Yes, the young man will still make $15 million over the first four years of his career, which is not a slave wage, nor should it be compared to one. But no one questions what Strasburg would fetch on the open market — a much less proven/polished pitcher in Aroldis Chapman, a better comp for Stras than Daisuke Matsuzaka, is predicted by some to fetch upwards of $30 million — and that's lost money, period. An athlete's career is a fleeting asset in the best of situations, and the attrition rate is higher for pitchers yet. Everyone talks about what Stras will make down the road, and many of the idiots — Jayson Stark, Ryan Zimmerman, Thomas Boswell — are content to say he should wait for his payday happily. But that payday may never come. It's easy to say, when you've got tenure and are getting paid as much as the market will allow, that the kids should wait for the money.

I've read in some comment boards that the reason MLB must restrict draft bonuses is because the attrition rate for prospects is so great, the teams couldn't possibly afford to pay free-market values. But that argument sounds hollow when you consider that Strasburg, the most expensive drafted player in the history of the sport, will make just a little more than half of what the Nationals paid out to Dmitri Young and Austin Kearns for a combined six years. Both of those players turned in below-replacement performances during their time with the Nats; Strasburg is more valuable to the franchise never throwing a pitch, because at least he won't cost the major league team wins.

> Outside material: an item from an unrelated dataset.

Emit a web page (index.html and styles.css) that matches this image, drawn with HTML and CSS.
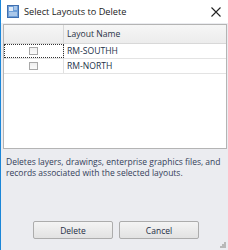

But I needn't cherry-pick horrible contracts to make an essential point: The draft is wrong, but not because the draftees are modern-day Tom Joads (as one commenter on ShysterBall mockingly said), or because competitive balance is bad. The draft is wrong because it's punishing the best amateur players by making them the only people who lose money for an organization's ineptitude. You can rationalize all you want, but we only have a draft because we're comfortable with the idea that young people deserve to make less only because they're young.